Thanks @lalitk and @verdant for your very helpful comments. I'm copying the gist of them into my auditioning plan notes.
re: ..."Ribbons and Air Motion Tweeters (amt’s) are very fast and detailed but don’t quite have the decay characteristics that the BE tweeters in the Salks will possess"...

Hey b_limo,
If you don’t mind sharing your research, which AMT based speakers or drivers have you evaluated and what amplification did you use to evaluate them?

@decooney , sorry for no reply, just saw this now.

My experience with AMT’s is limited to the Wharfedale evo 4.4 at RMAF where I listened to them for an hour.  I can’t recall the amplification but I really loved the sound in that room.  They seemed very detailed but didn’t quite have that decay and shimmer ghat some high end beryllium tweeters have, in my opinion.  My other AMT experience is with some Adam Tv5’s that a friend has using a pretty nice dac and treated listening area.  
As far as Ribbons, I had Monitor Audio Gold GX50’s with a Peachtree Nova 220se in addition to a different setup using a bryston 4bst.  I really love the ribbon tweeters in the Monitor Audio Speakers.

Both the AMT’s and ribbons that I’ve heard were fast and detailed.  The Monitors had some nice shimmer and good decay.  From memory, I slightly preferred the Ribbons to AMT’s.  I am a fan of a variety of tweeters as they each have certain strengths and characteristics.  I usually don’t care too much for titanium, but I do like Beryllium, ceramic, Amt’s, Ribbon, planers, plasma...
Good to know on all fronts.
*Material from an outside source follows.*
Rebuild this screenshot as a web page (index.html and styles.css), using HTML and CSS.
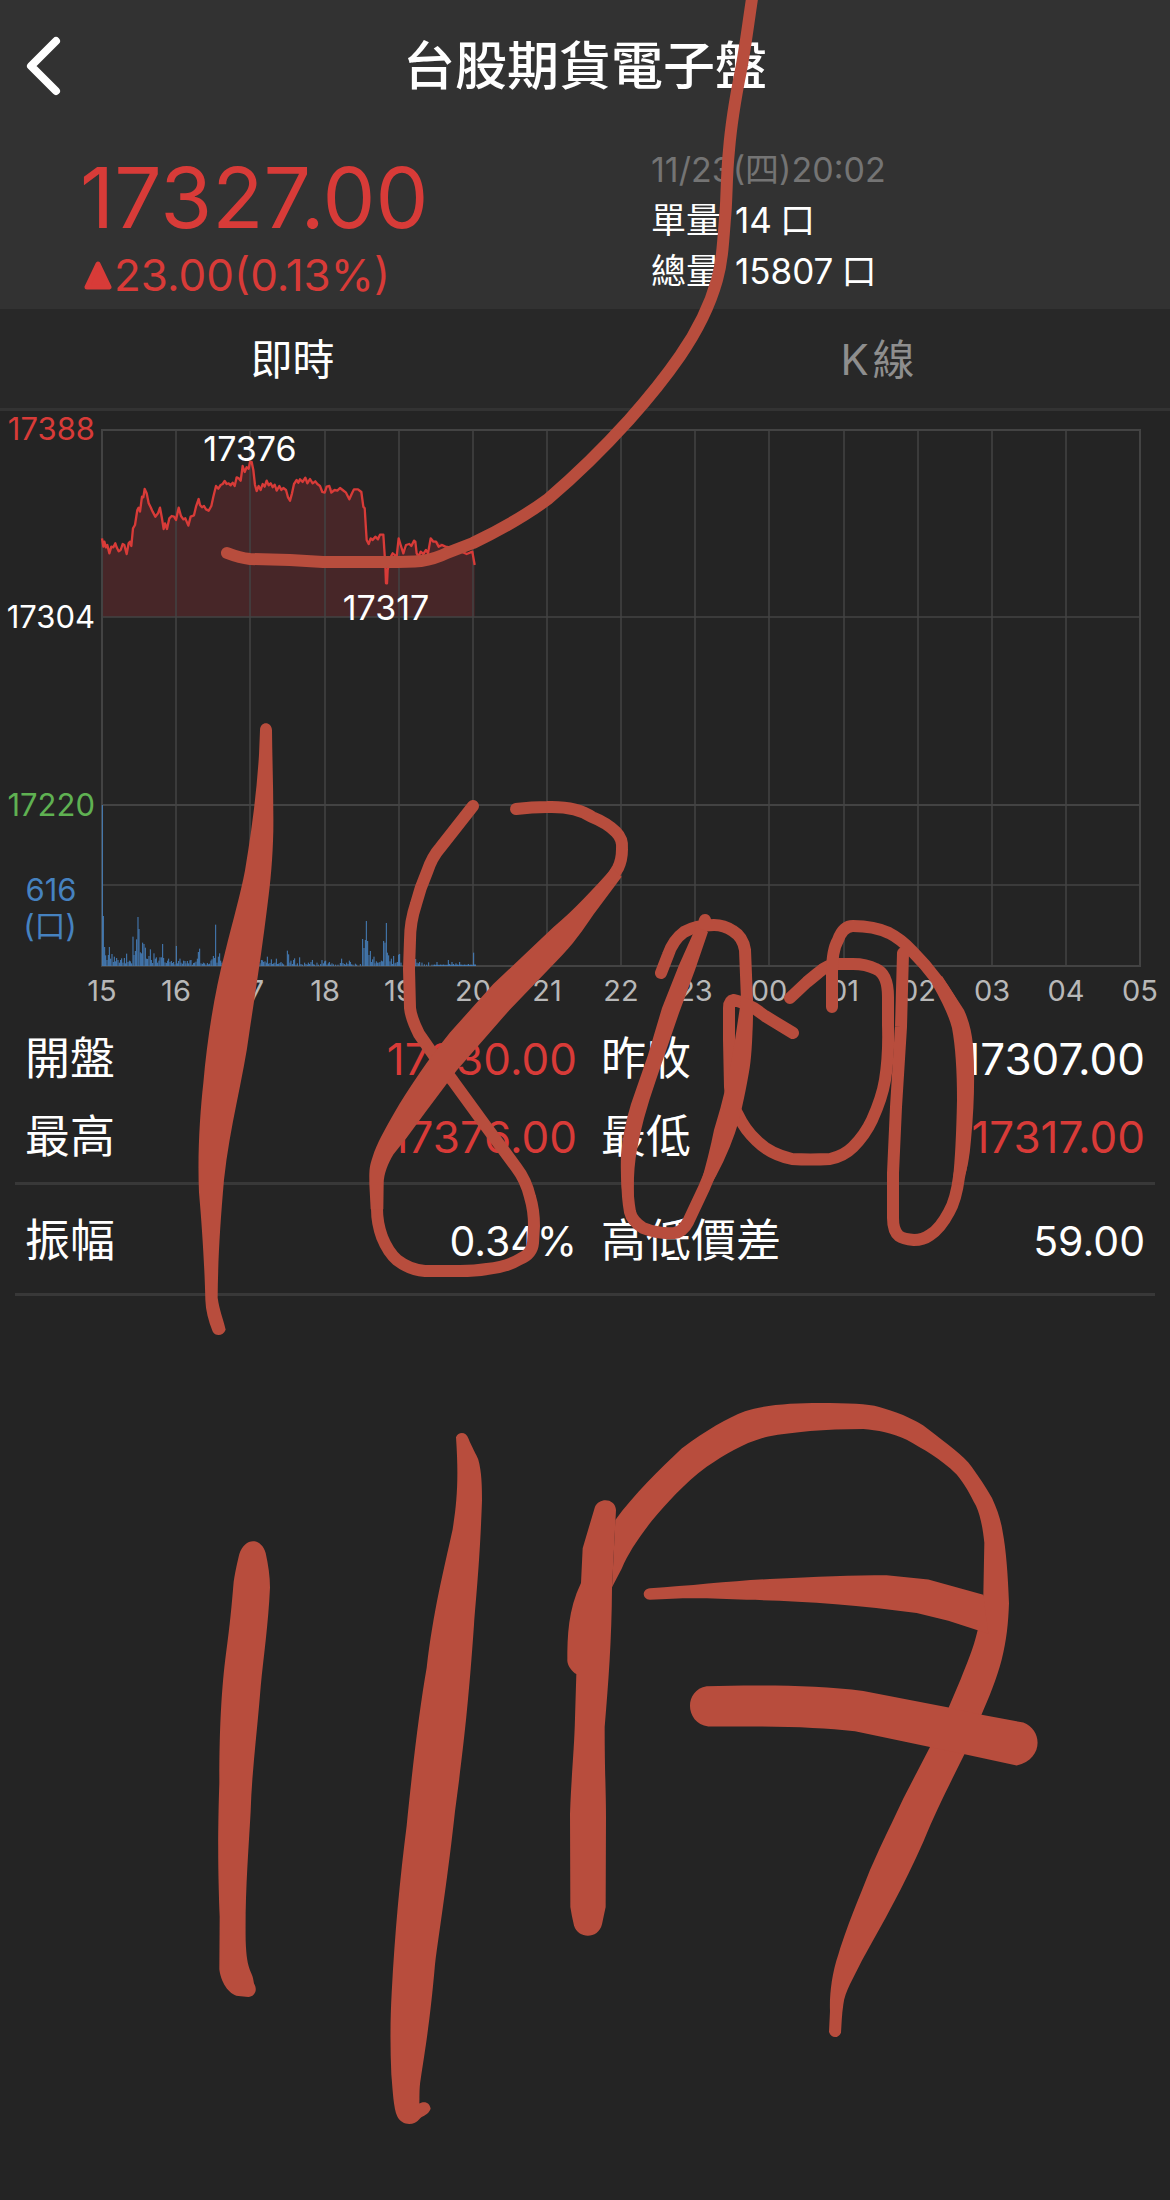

While I've had a long exposure to AMTs since their original design in the 1970s, some material changes too.  Along with variations of AMTs from different manufacturers available on the market now all sound different from one speaker maker to the next. Fun to compare whenever possible.  Some better than others. Same with ribbons, or at least the ones I listened to over time.  I stopped building speakers and never got a chance to try Beryllium tweets, sounds like fun.  Thx.